Objective: Gather, from the data below, each line in which the word "index" occurs.

Record set:

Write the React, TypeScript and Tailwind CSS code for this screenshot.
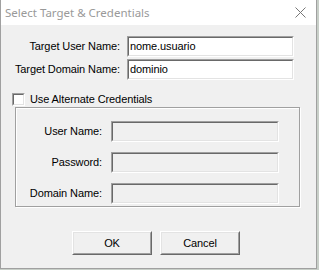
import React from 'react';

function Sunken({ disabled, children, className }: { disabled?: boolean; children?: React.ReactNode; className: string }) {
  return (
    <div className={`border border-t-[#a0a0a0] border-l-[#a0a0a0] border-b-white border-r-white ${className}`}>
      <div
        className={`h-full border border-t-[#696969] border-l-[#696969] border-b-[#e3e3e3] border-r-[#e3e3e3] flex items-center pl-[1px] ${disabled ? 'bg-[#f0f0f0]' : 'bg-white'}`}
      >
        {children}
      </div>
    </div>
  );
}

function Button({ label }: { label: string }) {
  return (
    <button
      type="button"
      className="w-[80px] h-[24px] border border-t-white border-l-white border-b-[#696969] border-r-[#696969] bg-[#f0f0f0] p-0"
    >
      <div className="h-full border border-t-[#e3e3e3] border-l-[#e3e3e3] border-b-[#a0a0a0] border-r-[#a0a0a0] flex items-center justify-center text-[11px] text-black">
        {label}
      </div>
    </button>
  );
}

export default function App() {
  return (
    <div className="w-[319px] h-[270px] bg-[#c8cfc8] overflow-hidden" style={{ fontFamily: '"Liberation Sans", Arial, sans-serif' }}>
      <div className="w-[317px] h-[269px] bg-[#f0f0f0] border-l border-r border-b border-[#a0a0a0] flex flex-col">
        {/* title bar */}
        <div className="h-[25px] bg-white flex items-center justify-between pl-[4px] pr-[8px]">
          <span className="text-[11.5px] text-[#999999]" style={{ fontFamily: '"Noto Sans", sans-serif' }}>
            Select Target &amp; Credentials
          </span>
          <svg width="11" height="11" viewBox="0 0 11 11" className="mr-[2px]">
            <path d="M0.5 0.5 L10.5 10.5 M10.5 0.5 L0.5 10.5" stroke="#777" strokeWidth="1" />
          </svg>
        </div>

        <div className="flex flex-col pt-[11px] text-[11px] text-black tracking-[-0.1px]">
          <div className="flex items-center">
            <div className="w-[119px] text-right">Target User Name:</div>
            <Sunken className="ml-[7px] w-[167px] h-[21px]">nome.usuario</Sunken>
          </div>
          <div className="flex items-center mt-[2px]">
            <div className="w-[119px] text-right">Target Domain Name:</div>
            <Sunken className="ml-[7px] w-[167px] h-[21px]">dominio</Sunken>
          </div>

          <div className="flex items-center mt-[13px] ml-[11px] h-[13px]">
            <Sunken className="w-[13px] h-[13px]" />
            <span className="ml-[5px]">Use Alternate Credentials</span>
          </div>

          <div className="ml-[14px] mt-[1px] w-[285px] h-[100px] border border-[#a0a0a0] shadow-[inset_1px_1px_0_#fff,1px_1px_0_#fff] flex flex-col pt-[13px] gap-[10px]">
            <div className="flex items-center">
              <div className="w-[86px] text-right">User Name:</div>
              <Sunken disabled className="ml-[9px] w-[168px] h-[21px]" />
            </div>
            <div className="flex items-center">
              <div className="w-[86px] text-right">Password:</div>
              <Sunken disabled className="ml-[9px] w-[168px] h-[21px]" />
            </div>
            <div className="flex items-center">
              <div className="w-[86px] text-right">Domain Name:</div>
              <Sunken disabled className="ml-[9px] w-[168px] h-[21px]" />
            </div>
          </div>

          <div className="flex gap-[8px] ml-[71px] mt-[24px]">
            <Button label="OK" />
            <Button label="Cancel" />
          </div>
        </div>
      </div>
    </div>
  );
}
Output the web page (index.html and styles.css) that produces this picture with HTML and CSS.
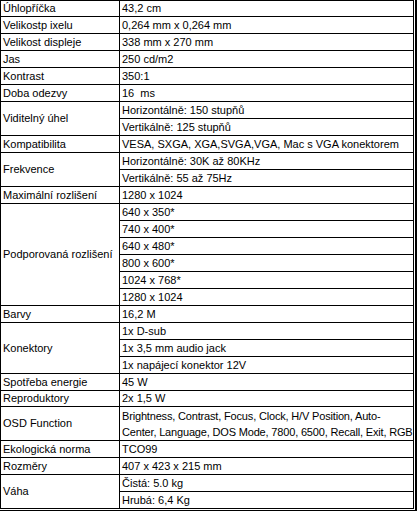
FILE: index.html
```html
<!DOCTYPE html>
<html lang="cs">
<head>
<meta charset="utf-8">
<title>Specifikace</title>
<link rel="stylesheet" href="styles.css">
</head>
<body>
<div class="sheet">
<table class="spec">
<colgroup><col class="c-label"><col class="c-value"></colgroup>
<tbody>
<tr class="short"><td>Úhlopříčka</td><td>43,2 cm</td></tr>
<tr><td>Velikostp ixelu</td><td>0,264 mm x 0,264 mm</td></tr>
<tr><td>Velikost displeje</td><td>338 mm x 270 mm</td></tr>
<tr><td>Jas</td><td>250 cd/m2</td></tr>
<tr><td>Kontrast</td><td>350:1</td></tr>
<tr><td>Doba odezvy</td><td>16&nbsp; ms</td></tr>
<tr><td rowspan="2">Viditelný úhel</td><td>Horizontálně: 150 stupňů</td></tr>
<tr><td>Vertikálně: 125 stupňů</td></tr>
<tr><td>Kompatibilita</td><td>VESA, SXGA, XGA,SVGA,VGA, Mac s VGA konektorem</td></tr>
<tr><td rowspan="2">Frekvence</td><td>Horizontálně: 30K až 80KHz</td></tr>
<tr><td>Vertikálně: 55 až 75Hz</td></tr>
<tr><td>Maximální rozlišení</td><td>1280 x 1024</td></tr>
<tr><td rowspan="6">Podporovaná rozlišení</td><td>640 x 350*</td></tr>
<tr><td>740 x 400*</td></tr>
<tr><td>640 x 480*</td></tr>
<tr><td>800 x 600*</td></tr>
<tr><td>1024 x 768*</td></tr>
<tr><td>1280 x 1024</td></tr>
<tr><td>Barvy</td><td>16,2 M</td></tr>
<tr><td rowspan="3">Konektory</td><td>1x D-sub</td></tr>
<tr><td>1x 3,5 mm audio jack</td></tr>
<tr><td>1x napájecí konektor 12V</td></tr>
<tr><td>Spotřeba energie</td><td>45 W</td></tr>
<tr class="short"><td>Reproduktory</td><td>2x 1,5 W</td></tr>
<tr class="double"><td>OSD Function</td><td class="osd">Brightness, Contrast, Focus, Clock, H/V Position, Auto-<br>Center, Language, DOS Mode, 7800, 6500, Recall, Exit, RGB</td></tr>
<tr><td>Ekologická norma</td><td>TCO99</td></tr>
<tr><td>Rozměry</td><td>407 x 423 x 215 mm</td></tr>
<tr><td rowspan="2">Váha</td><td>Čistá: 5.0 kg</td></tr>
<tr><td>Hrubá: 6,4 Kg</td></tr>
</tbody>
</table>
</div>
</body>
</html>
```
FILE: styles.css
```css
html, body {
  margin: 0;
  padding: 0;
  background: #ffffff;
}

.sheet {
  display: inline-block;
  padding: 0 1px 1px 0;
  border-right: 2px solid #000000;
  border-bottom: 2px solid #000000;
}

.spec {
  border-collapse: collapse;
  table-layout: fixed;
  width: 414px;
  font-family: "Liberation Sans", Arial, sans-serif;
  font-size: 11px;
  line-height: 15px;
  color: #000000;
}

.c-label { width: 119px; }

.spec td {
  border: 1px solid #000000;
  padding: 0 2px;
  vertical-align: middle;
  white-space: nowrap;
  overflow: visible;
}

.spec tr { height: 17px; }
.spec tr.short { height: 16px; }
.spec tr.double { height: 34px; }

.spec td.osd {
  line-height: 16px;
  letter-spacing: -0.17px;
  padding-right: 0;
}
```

Output of the exercise:
Output the web page (index.html and styles.css) that produces this picture with HTML and CSS.
FILE: index.html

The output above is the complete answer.